The front plate is made of European spruce, but I chose Sitka spruce for the bass bar. There is quite a contrast in color between relatively fresh European spruce, and well-aged Sitka spruce. It actually made it a little difficult to see the pink chalk against the dark wood. But it worked.

Bass bar blank, knife-trimmed after tracing the shape with a compass.
Bass bar blank, knife-trimmed after tracing the shape with a compass.

 

paper gauze tape
This is the paper gauze tape I use for chalk-fitting.

 

Paper gauze tape and pink chalk
Paper gauze tape and pink chalk, ready to begin chalk-fitting.

 

Layout lines visible through the tape.
Layout lines visible through the tape.

 

Layout lines traced over on the tape, to make them more visible.
Layout lines traced over on the tape, in pencil, to make them even more visible.

 

Chalk on tape.
Chalk on tape.

 

Chalk transferred to bass bar
Chalk transferred to bass bar

 

The idea, in any chalk-fitting procedure, is to press the fitted part (being fitted) into the chalked surface to which it is being fit, then trim away only the portions where the chalk transferred.
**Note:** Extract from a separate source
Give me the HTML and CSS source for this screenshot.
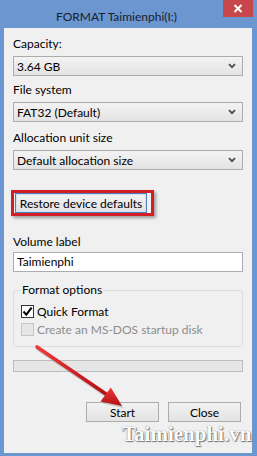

So, in the case of the bass bar, I need to press it into the chalked top plate, and then check the bottom of the bass bar blank, to see where to cut. I trim off the obvious spots, and try again. Ideally, every time I try, I will get a broader transfer of chalk. When the whole area gets a light dusting of chalk at one time, the fit is as close to perfect as I can get it. I remove the tape, wipe off any chalk residue, slather the hot hide glue onto the bottom of the bass bar, and clamp it home. On a good day, it takes me a half-hour. On a bad day? Don’t ask… 🙂  This time wasn’t bad, though.

Chalk-fitting complete; Dry-clamped to check fit.

Chalk-fitting complete; Dry-clamped to check the fit.

 

Tight fit
The fit is good!

 

Glued and clamped

Glued and clamped. 

More Scroll Progress

While the glue was drying on the bass bar, I went back to work on the scroll. It was looking verrry rough when I had to take a break, so it is nice to see it progressing better, now. There is still a lot to do. I have to excavate the pegbox, and cut the fluting in the volute. But this is as far as I am going tonight. I am glad to call it a night, and let my hands rest.

More scroll progress
More scroll progress: there is still a long way to go, but it is looking better.

 

Scroll partly complete.
Final status for tonight. Looking a lot better, and more encouraging to see.

 

I have other things to do tomorrow, so I may or may not get to work on the violin. At the very least, I expect I will be able to trim the bass bar to the shape I want it, but beyond that, I don’t know.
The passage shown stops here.